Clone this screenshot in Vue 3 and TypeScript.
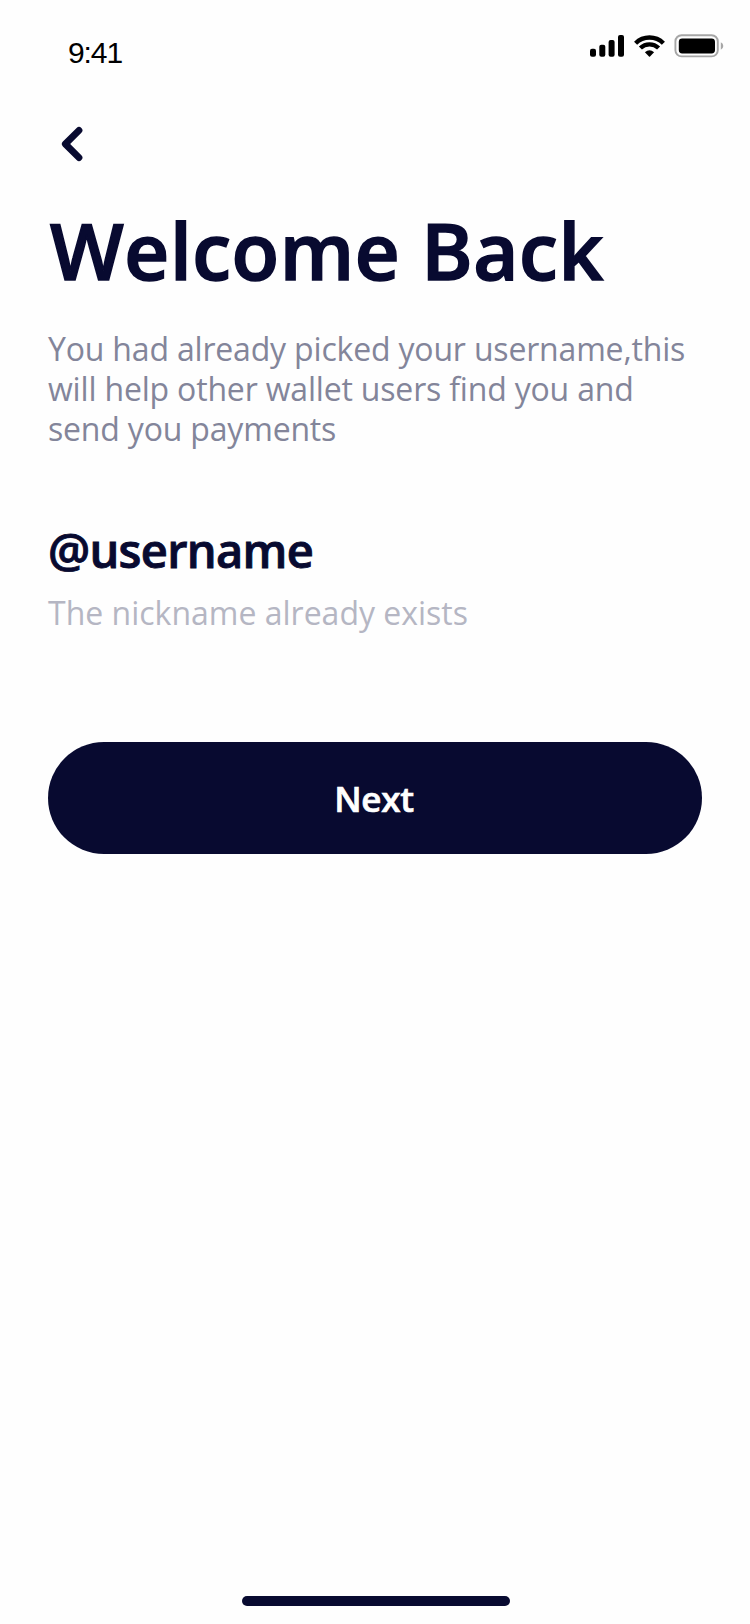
<script setup lang="ts">
const bars = [
  { x: 0, h: 8 },
  { x: 9.3, h: 12 },
  { x: 18.6, h: 16.7 },
  { x: 28, h: 21.7 },
]
const username: string = '@username'
</script>

<template>
  <main class="screen">
    <header class="status">
      <span class="time">9:41</span>
      <svg class="indicators" width="136" height="30" viewBox="590 30 136 30" aria-hidden="true">
        <rect v-for="b in bars" :key="b.x" :x="590 + b.x" :y="56.7 - b.h" width="6" :height="b.h" rx="2" />
        <g fill="none" stroke="#000" stroke-width="4.4">
          <path d="M635.6 43.2A19.8 19.8 0 0 1 663.4 43.2" />
          <path d="M640.4 48A13.2 13.2 0 0 1 658.6 48" />
        </g>
        <path d="M644.9 52.3Q649.5 48 654.1 52.3L650 56.4Q649.5 56.9 649 56.4Z" />
        <rect x="675.4" y="35.2" width="42.4" height="21.2" rx="6.2" fill="none" stroke="#a6a6a6" stroke-width="1.9" />
        <rect x="678.8" y="38.4" width="36.2" height="15" rx="3.4" />
        <path d="M720.8 42.3Q723.3 43.5 723.3 46T720.8 49.7Z" fill="#a6a6a6" />
      </svg>
    </header>

    <button class="back" type="button" aria-label="Back">
      <svg width="24" height="38" viewBox="0 0 24 38">
        <path d="M19 5.3L5.3 19L19 32.7" fill="none" stroke="#080a30" stroke-width="6.8" stroke-linecap="round" stroke-linejoin="round" />
      </svg>
    </button>

    <h1 class="title">Welcome Back</h1>
    <p class="intro">
      You had already picked your username,this<br />
      will help other wallet users find you and<br />
      send you payments
    </p>

    <div class="username">{{ username }}</div>
    <p class="hint">The nickname already exists</p>

    <button class="next" type="button">Next</button>
    <div class="home"></div>
  </main>
</template>

<style>
body {
  margin: 0;
  background: #fefefe;
}
</style>

<style scoped>
.screen {
  box-sizing: border-box;
  width: 750px;
  height: 1624px;
  padding: 0 48px 18px;
  display: flex;
  flex-direction: column;
  background: #fefefe;
  color: #080a30;
  font-family: "Open Sans", "Noto Sans", sans-serif;
}
.status {
  display: flex;
  justify-content: space-between;
  align-items: flex-start;
  height: 95px;
  padding: 30px 0 0 20px;
  margin-right: -24px;
  box-sizing: border-box;
}
.time {
  margin-top: 4px;
  color: #000;
  font: 30px/38px "Liberation Sans", Arial, sans-serif;
  letter-spacing: -1.1px;
}
.back {
  align-self: flex-start;
  margin: 30px 0 0 12px;
  padding: 0;
  border: 0;
  background: none;
  height: 38px;
}
.back svg {
  display: block;
}
.title {
  margin: 39px 0 0 2px;
  font-size: 78px;
  line-height: 96px;
  font-weight: 600;
  letter-spacing: 0.6px;
  -webkit-text-stroke: 1.6px #080a30;
  white-space: nowrap;
}
.intro {
  margin: 31px 0 0;
  color: #83859a;
  font-size: 32px;
  line-height: 40px;
  letter-spacing: -0.18px;
  white-space: nowrap;
}
.username {
  margin-top: 69px;
  font-size: 47px;
  line-height: 64px;
  font-weight: 600;
  letter-spacing: -0.7px;
  -webkit-text-stroke: 0.9px #080a30;
}
.hint {
  margin: 11px 0 0;
  color: #b5b6c3;
  font-size: 32px;
  line-height: 40px;
}
.next {
  margin-top: 109px;
  height: 112px;
  padding: 2px 2px 0 0;
  border: 0;
  border-radius: 56px;
  background: #080a30;
  color: #fff;
  font: 600 35px/40px "Open Sans", "Noto Sans", sans-serif;
  letter-spacing: -0.3px;
  -webkit-text-stroke: 0.7px #fff;
}
.home {
  align-self: center;
  width: 268px;
  height: 10px;
  margin: auto 0 0 2px;
  border-radius: 5px;
  background: #080a30;
}
</style>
□ □ □
**Stated exercise:**
Extract the full listing above verbatim; pictures are to be left out of the copy.

**Result for this task:**
Clone this screenshot in Vue 3 and TypeScript.
<script setup lang="ts">
const bars = [
  { x: 0, h: 8 },
  { x: 9.3, h: 12 },
  { x: 18.6, h: 16.7 },
  { x: 28, h: 21.7 },
]
const username: string = '@username'
</script>

<template>
  <main class="screen">
    <header class="status">
      <span class="time">9:41</span>
      <svg class="indicators" width="136" height="30" viewBox="590 30 136 30" aria-hidden="true">
        <rect v-for="b in bars" :key="b.x" :x="590 + b.x" :y="56.7 - b.h" width="6" :height="b.h" rx="2" />
        <g fill="none" stroke="#000" stroke-width="4.4">
          <path d="M635.6 43.2A19.8 19.8 0 0 1 663.4 43.2" />
          <path d="M640.4 48A13.2 13.2 0 0 1 658.6 48" />
        </g>
        <path d="M644.9 52.3Q649.5 48 654.1 52.3L650 56.4Q649.5 56.9 649 56.4Z" />
        <rect x="675.4" y="35.2" width="42.4" height="21.2" rx="6.2" fill="none" stroke="#a6a6a6" stroke-width="1.9" />
        <rect x="678.8" y="38.4" width="36.2" height="15" rx="3.4" />
        <path d="M720.8 42.3Q723.3 43.5 723.3 46T720.8 49.7Z" fill="#a6a6a6" />
      </svg>
    </header>

    <button class="back" type="button" aria-label="Back">
      <svg width="24" height="38" viewBox="0 0 24 38">
        <path d="M19 5.3L5.3 19L19 32.7" fill="none" stroke="#080a30" stroke-width="6.8" stroke-linecap="round" stroke-linejoin="round" />
      </svg>
    </button>

    <h1 class="title">Welcome Back</h1>
    <p class="intro">
      You had already picked your username,this<br />
      will help other wallet users find you and<br />
      send you payments
    </p>

    <div class="username">{{ username }}</div>
    <p class="hint">The nickname already exists</p>

    <button class="next" type="button">Next</button>
    <div class="home"></div>
  </main>
</template>

<style>
body {
  margin: 0;
  background: #fefefe;
}
</style>

<style scoped>
.screen {
  box-sizing: border-box;
  width: 750px;
  height: 1624px;
  padding: 0 48px 18px;
  display: flex;
  flex-direction: column;
  background: #fefefe;
  color: #080a30;
  font-family: "Open Sans", "Noto Sans", sans-serif;
}
.status {
  display: flex;
  justify-content: space-between;
  align-items: flex-start;
  height: 95px;
  padding: 30px 0 0 20px;
  margin-right: -24px;
  box-sizing: border-box;
}
.time {
  margin-top: 4px;
  color: #000;
  font: 30px/38px "Liberation Sans", Arial, sans-serif;
  letter-spacing: -1.1px;
}
.back {
  align-self: flex-start;
  margin: 30px 0 0 12px;
  padding: 0;
  border: 0;
  background: none;
  height: 38px;
}
.back svg {
  display: block;
}
.title {
  margin: 39px 0 0 2px;
  font-size: 78px;
  line-height: 96px;
  font-weight: 600;
  letter-spacing: 0.6px;
  -webkit-text-stroke: 1.6px #080a30;
  white-space: nowrap;
}
.intro {
  margin: 31px 0 0;
  color: #83859a;
  font-size: 32px;
  line-height: 40px;
  letter-spacing: -0.18px;
  white-space: nowrap;
}
.username {
  margin-top: 69px;
  font-size: 47px;
  line-height: 64px;
  font-weight: 600;
  letter-spacing: -0.7px;
  -webkit-text-stroke: 0.9px #080a30;
}
.hint {
  margin: 11px 0 0;
  color: #b5b6c3;
  font-size: 32px;
  line-height: 40px;
}
.next {
  margin-top: 109px;
  height: 112px;
  padding: 2px 2px 0 0;
  border: 0;
  border-radius: 56px;
  background: #080a30;
  color: #fff;
  font: 600 35px/40px "Open Sans", "Noto Sans", sans-serif;
  letter-spacing: -0.3px;
  -webkit-text-stroke: 0.7px #fff;
}
.home {
  align-self: center;
  width: 268px;
  height: 10px;
  margin: auto 0 0 2px;
  border-radius: 5px;
  background: #080a30;
}
</style>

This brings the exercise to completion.